Domestic Abuse and Human Rights (Jonathan Herring, Intersentia, 2020, c. £55) and A Practical Guide to Coercive Control for Legal Practitioners and Victims (Rachel Horman, Law Brief Publishing, 2019, c £30)
It makes sense to look at these two books together, one (Jonathan Herring’s) fresh off the press in October 2020 and the other, Rachel Horman’s published almost a year ago and embarrassingly stuck on my desk since then (I plead pandemic distractions), because they provide complementary, and important, perspectives on a crucial issue. Jonathan Herring’s is academic and theoretical, but none the less urgent, arguing that a human rights approach – in particular via the ECHR and the Istanbul Convention – requires states to take a proactive stance towards domestic abuse. Rachel Horman’s is, avowedly, and successfully, practical, aiming to help practitioners get abreast of the concept of coercive control and point them to the relevant factors they need to consider when advising clients.
Jonathan Herring’s book is particularly interesting – if to some extent frustrating – in its analysis of the contested term ‘domestic abuse,’ arguing (building on the work of Michelle Madden Dempsey) that it should be seen as the conjunction of three elements: coercive control, intimate relationship and patriarchal structural inequality. Whilst compelling, the argument is frustrating because – as Herring himself demonstrates by his examination of the abuse of parents by children and elder abuse – the combination of coercive control and intimate relationship is already so toxic a combination that this reader is left wondering why the third element is required or, more precisely, whether the patriarchal aspect of it is critical to Herring’s analysis. Without for one minute detracting from Herring’s identification of the (potential at least) for coercive control and patriarchal norms in all heterosexual relationships, a concern that drives much of his work, it is arguable that in this book at least, he does too good a job at framing all the different ways in which harms can be caused by abuse within other forms of intimate relationship to support the argument that the starting point for tackling domestic abuse should be the patriarchy.
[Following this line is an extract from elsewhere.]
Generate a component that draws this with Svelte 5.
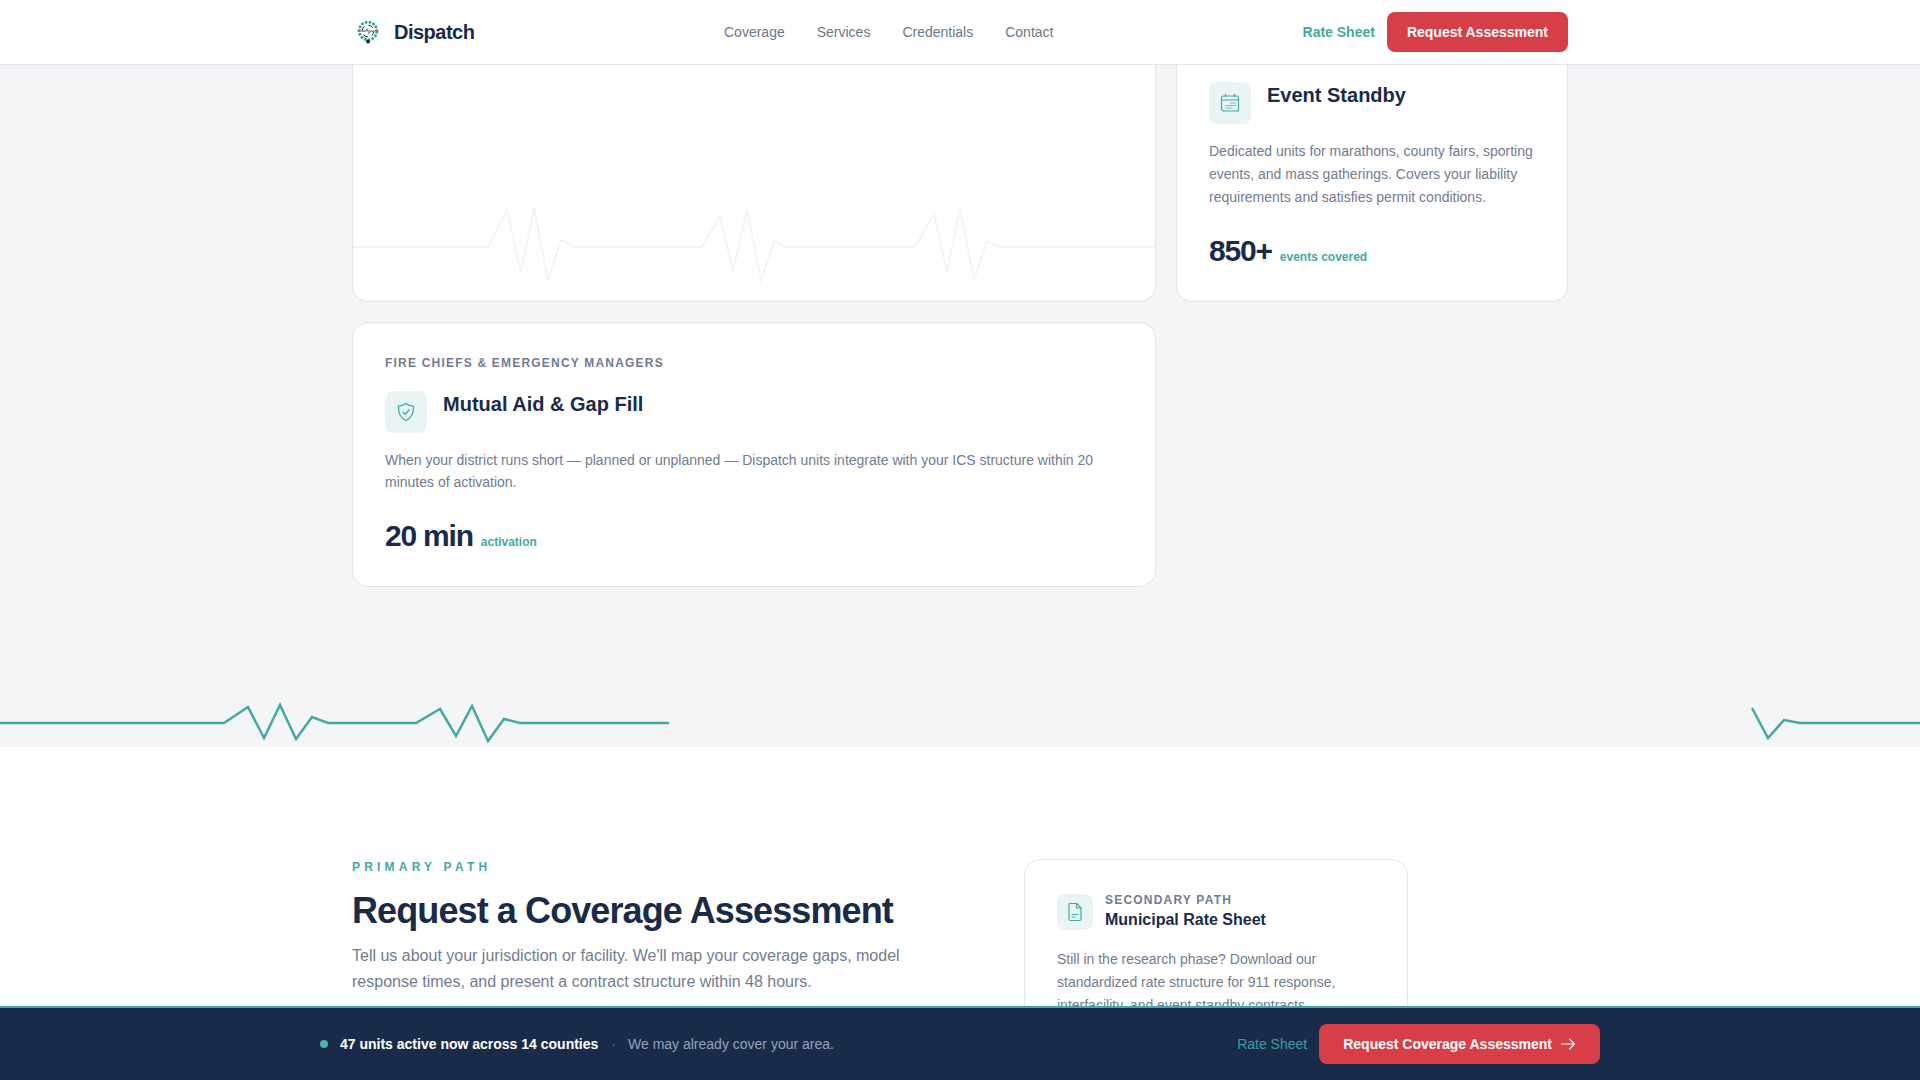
<script lang="ts">
  const navLinks = ["Coverage", "Services", "Credentials", "Contact"];

  // heartbeat traces, points read off the page
  const cardBeat =
    "0,247 135,247 154,210 168,273 181,207 195,280 208,240 221,247 349,247 367,216 380,271 394,210 408,280 421,241 432,247 562,247 581,214 594,272 607,209 621,280 634,241 646,247 804,247";
  const dividerLeft =
    "0,24 224,24 248,8 264,39 280,6 296,40 312,18 328,24 416,24 440,10 456,37 472,7 488,42 504,20 520,24 669,24";
  const dividerRight = "1752,9 1768,39 1784,21 1800,24 1920,24";
</script>

<div class="page">
  <header class="nav">
    <div class="nav-inner">
      <a class="brand" href="#top">
        <svg class="logo" width="24" height="24" viewBox="0 0 24 24" fill="none">
          <circle cx="12" cy="11" r="8.8" stroke="#3aa89f" stroke-width="2.8" stroke-dasharray="2.6 1.2" />
          <circle cx="12" cy="11" r="5.8" stroke="#1a2b4a" stroke-width="1" stroke-dasharray="5 4" />
          <path d="M1.5 11H22.5" stroke="#d63f47" stroke-width="0.8" />
          <path d="M6 11.2H9.5L11 8.5L12.8 13.5L14.2 11.2H18" stroke="#3aa89f" stroke-width="1" />
          <circle cx="12" cy="21.5" r="2" fill="#1a2b4a" />
        </svg>
        <span>Dispatch</span>
      </a>
      <nav class="links">
        {#each navLinks as link}
          <a href="#top">{link}</a>
        {/each}
      </nav>
      <div class="nav-actions">
        <a class="rate" href="#top">Rate Sheet</a>
        <button class="btn">Request Assessment</button>
      </div>
    </div>
  </header>

  <section class="coverage">
    <div class="grid">
      <article class="card wide">
        <svg class="card-beat" width="804" height="302" viewBox="0 0 804 302" fill="none">
          <polyline points={cardBeat} stroke="#eff7f6" stroke-width="2" />
        </svg>
      </article>

      <article class="card event">
        <div class="card-head">
          <span class="icon">
            <svg width="20" height="20" viewBox="0 0 20 20" fill="none" stroke="currentColor" stroke-width="1.2" stroke-linecap="round">
              <rect x="1.5" y="3" width="17" height="15" rx="2" />
              <path d="M5.5 1.2V3.6M14.5 1.2V3.6M1.5 7H18.5" />
              <path d="M10.5 10H15.5M6 12.5H15.5M6 15H12" stroke-width="0.7" />
            </svg>
          </span>
          <h3>Event Standby</h3>
        </div>
        <p class="desc tall">
          Dedicated units for marathons, county fairs, sporting events, and mass gatherings. Covers your liability requirements and satisfies permit conditions.
        </p>
        <div class="metric"><strong>850+</strong><span>events covered</span></div>
      </article>

      <article class="card mutual">
        <div class="eyebrow">Fire Chiefs &amp; Emergency Managers</div>
        <div class="card-head">
          <span class="icon">
            <svg width="20" height="20" viewBox="0 0 20 20" fill="none" stroke="currentColor" stroke-width="1.3" stroke-linecap="round" stroke-linejoin="round">
              <path d="M10 1.5C12 3.2 14.6 4.1 17.5 4.1C17.8 10.5 15.5 16 10 18.5C4.5 16 2.2 10.5 2.5 4.1C5.4 4.1 8 3.2 10 1.5Z" />
              <path d="M7 10.2L9.2 12.2L13 8" />
            </svg>
          </span>
          <h3>Mutual Aid &amp; Gap Fill</h3>
        </div>
        <p class="desc">
          When your district runs short — planned or unplanned — Dispatch units integrate with your ICS structure within 20 minutes of activation.
        </p>
        <div class="metric"><strong>20 min</strong><span>activation</span></div>
      </article>
    </div>

    <svg class="divider" width="1920" height="48" viewBox="0 0 1920 48" fill="none">
      <polyline points={dividerLeft} stroke="#45a9a2" stroke-width="2.5" />
      <polyline points={dividerRight} stroke="#45a9a2" stroke-width="2.5" />
    </svg>
  </section>

  <section class="assess">
    <div class="assess-inner">
      <div class="primary">
        <div class="kicker">Primary Path</div>
        <h2>Request a Coverage Assessment</h2>
        <p class="lead">
          Tell us about your jurisdiction or facility. We'll map your coverage gaps, model response times, and present a contract structure within 48 hours.
        </p>
      </div>
      <aside class="secondary">
        <div class="secondary-head">
          <span class="icon small">
            <svg width="20" height="20" viewBox="0 0 20 20" fill="none" stroke="currentColor" stroke-width="1.2" stroke-linecap="round" stroke-linejoin="round">
              <path d="M4.5 1.5H11.5L16 6V17A1.5 1.5 0 0 1 14.5 18.5H5.5A1.5 1.5 0 0 1 4 17V2A.5 .5 0 0 1 4.5 1.5Z" />
              <path d="M11.5 1.5V6H16M7 12.5H13M7 15H10" />
            </svg>
          </span>
          <div>
            <div class="secondary-label">Secondary Path</div>
            <div class="secondary-title">Municipal Rate Sheet</div>
          </div>
        </div>
        <p class="desc tall">
          Still in the research phase? Download our standardized rate structure for 911 response, interfacility, and event standby contracts.
        </p>
      </aside>
    </div>
  </section>

  <div class="sticky">
    <div class="sticky-inner">
      <div class="status">
        <span class="dot"></span>
        <strong>47 units active now across 14 counties</strong>
        <span class="sep">·</span>
        <span class="note">We may already cover your area.</span>
      </div>
      <div class="sticky-actions">
        <a class="sticky-rate" href="#top">Rate Sheet</a>
        <button class="btn arrow-btn">
          Request Coverage Assessment
          <svg width="16" height="16" viewBox="0 0 16 16" fill="none" stroke="currentColor" stroke-width="1.1" stroke-linecap="round" stroke-linejoin="round">
            <path d="M1.5 8H14M9.5 3L14.5 8L9.5 13" />
          </svg>
        </button>
      </div>
    </div>
  </div>
</div>

<style>
  :global(body) {
    font-family: "Liberation Sans", Arial, sans-serif;
    background: #fff;
  }

  .page {
    height: 100vh;
    overflow: hidden;
  }

  a {
    text-decoration: none;
  }

  h2,
  h3,
  p {
    margin: 0;
  }

  .nav {
    position: fixed;
    top: 0;
    left: 0;
    right: 0;
    z-index: 10;
    height: 64px;
    background: #fff;
    border-bottom: 1px solid #e2e5e9;
  }

  .nav-inner {
    display: grid;
    grid-template-columns: 372px 1fr auto;
    align-items: center;
    width: 1216px;
    height: 100%;
    margin: 0 auto;
  }

  .brand {
    display: flex;
    align-items: center;
    gap: 14px;
    padding-left: 4px;
    color: #1a2b4a;
    font-size: 20px;
    font-weight: 700;
    letter-spacing: -0.025em;
  }

  .links {
    display: flex;
    gap: 32px;
  }

  .links a {
    color: #6e7685;
    font-size: 14px;
  }

  .nav-actions {
    display: flex;
    align-items: center;
    gap: 12px;
  }

  .rate {
    color: #45a9a2;
    font-size: 14px;
    font-weight: 700;
  }

  .btn {
    height: 40px;
    padding: 0 20px;
    border: 0;
    border-radius: 8px;
    background: #d63f47;
    color: #fff;
    font-family: inherit;
    font-size: 14px;
    font-weight: 700;
  }

  .coverage {
    background: #f3f5f7;
  }

  .grid {
    display: grid;
    grid-template-columns: repeat(3, 1fr);
    gap: 20px;
    width: 1216px;
    margin: 0 auto;
  }

  .card {
    box-sizing: border-box;
    padding: 32px;
    background: #fff;
    border: 1px solid #e2e5e9;
    border-radius: 16px;
  }

  .wide {
    position: relative;
    grid-column: span 2;
    overflow: hidden;
    padding: 0;
    border-top: 0;
    border-radius: 0 0 16px 16px;
  }

  .card-beat {
    position: absolute;
    top: 0;
    left: 0;
  }

  .event {
    height: 302px;
    padding-top: 82px;
    border-top: 0;
    border-radius: 0 0 16px 16px;
  }

  .mutual {
    grid-column: span 2;
  }

  .eyebrow {
    margin-bottom: 20px;
    color: #717c90;
    font-size: 12px;
    font-weight: 700;
    line-height: 16px;
    letter-spacing: 0.1em;
    text-transform: uppercase;
  }

  .card-head {
    display: flex;
    align-items: flex-start;
    gap: 16px;
    margin-bottom: 16px;
  }

  .card-head h3 {
    color: #1a2b4a;
    font-size: 20px;
    font-weight: 700;
    line-height: 26px;
  }

  .icon {
    display: flex;
    flex: none;
    align-items: center;
    justify-content: center;
    width: 42px;
    height: 42px;
    border-radius: 8px;
    background: #e9f5f4;
    color: #45a9a2;
  }

  .icon.small {
    width: 36px;
    height: 36px;
  }

  .desc {
    color: #717c90;
    font-size: 14px;
    line-height: 22.4px;
  }

  .desc.tall {
    line-height: 23px;
  }

  .metric {
    display: flex;
    align-items: baseline;
    gap: 8px;
    margin-top: 24px;
  }

  .metric strong {
    color: #1a2b4a;
    font-size: 30px;
    font-weight: 700;
    line-height: 36px;
    letter-spacing: -0.04em;
  }

  .metric span {
    color: #45a9a2;
    font-size: 12px;
    font-weight: 700;
  }

  .divider {
    display: block;
    margin-top: 112px;
  }

  .assess {
    height: 400px;
    background: #fff;
  }

  .assess-inner {
    display: grid;
    grid-template-columns: 608px 384px;
    gap: 64px;
    width: 1216px;
    margin: 0 auto;
    padding-top: 112px;
  }

  .kicker {
    margin: 1px 0 14px;
    color: #45a9a2;
    font-size: 12px;
    font-weight: 700;
    line-height: 15px;
    letter-spacing: 0.35em;
    text-transform: uppercase;
  }

  .assess h2 {
    margin-bottom: 11px;
    color: #1a2b4a;
    font-size: 36px;
    font-weight: 700;
    line-height: 43px;
    letter-spacing: -0.025em;
  }

  .lead {
    color: #717c90;
    font-size: 16px;
    line-height: 26px;
  }

  .secondary {
    box-sizing: border-box;
    height: 300px;
    padding: 32px;
    border: 1px solid #e2e5e9;
    border-radius: 16px;
  }

  .secondary-head {
    display: flex;
    align-items: center;
    gap: 12px;
    margin-bottom: 16px;
  }

  .secondary-label {
    color: #717c90;
    font-size: 12px;
    font-weight: 700;
    line-height: 16px;
    letter-spacing: 0.1em;
    text-transform: uppercase;
  }

  .secondary-title {
    color: #1a2b4a;
    font-size: 16px;
    font-weight: 700;
    line-height: 24px;
  }

  .sticky {
    position: fixed;
    left: 0;
    right: 0;
    bottom: 0;
    z-index: 10;
    height: 72px;
    background: #1a2b4a;
    border-top: 2px solid #45a9a2;
  }

  .sticky-inner {
    display: flex;
    align-items: center;
    justify-content: space-between;
    width: 1280px;
    height: 100%;
    margin: 0 auto;
  }

  .status {
    display: flex;
    align-items: center;
    font-size: 14px;
  }

  .dot {
    width: 8px;
    height: 8px;
    margin-right: 12px;
    border-radius: 50%;
    background: #45b5ad;
  }

  .status strong {
    color: #fff;
    font-weight: 700;
  }

  .sep {
    margin: 0 12px 0 13px;
    color: #5d6b84;
  }

  .note {
    color: #94a3b8;
  }

  .sticky-actions {
    display: flex;
    align-items: center;
    gap: 12px;
  }

  .sticky-rate {
    color: #3f9aa0;
    font-size: 14px;
  }

  .arrow-btn {
    display: flex;
    align-items: center;
    gap: 8px;
    padding: 0 24px;
  }
</style>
Further, removing the patriarchal element allows the abuse of individuals with disabilities by those whom they perceive to be friends (what I have sought – perhaps inelegantly – to characterise as proximity abuse) to be viewed through the same prism, including structural inequalities affecting individuals with disabilities. The same legal solutions would then open themselves up – including the positive obligations of the ECHR developed in a particularly good chapter in the book – as are being opened up in the context of domestic abuse.
I have a few other reservations about the work. I suspect that as a result of a requirement of the publisher rather than anything else, the citation style for Strasbourg case-law does not include the date of the decision, making the ability to trace its evolution unnecessarily difficult. More substantively, the chapter on legal responses to domestic abuse, whilst it has a particularly interesting and nuanced discussion of the criminal law position, does not – oddly, given Herring’s expertise in the area – in its discussion of civil remedies address those remedies which can be called upon without the consent of the victim (such as Domestic Violence Protection Orders or, even more recently, Stalking Protection Orders).
Nonetheless, as always with Herring’s work, the book is clear, stimulating and incisive, and in its analysis of the human rights approach to domestic abuse, compelling. And, notwithstanding the frustration noted above, that approach can be used with equal benefit by those with different primary concerns.
Rachel Horman’s book adds to the stable of very helpful books published by Law Brief Publishing as practical day-to-day guides for practitioners and others. As a practitioner specialising in the area of domestic abuse for over 20 years, she brings to the work a wealth of experience, which she uses to very good effect, especially in framing the judgment calls to be made around risk assessment and identification of a victim of coercive control, and also how best to navigate coercive control within the Family Courts. It packs a very practical punch within its short – 100 – page canvas, and is highly recommended for anyone who needs to get up to speed on this complex area; it also serves a very useful tool to support victims of coercive control in navigating the arcane and sometimes baffling workings of the courts.
[Full disclosure, I was provided with a copy of these books by the publishers at my request. I am always happy to review books in the field of mental capacity and mental health law (broadly defined).]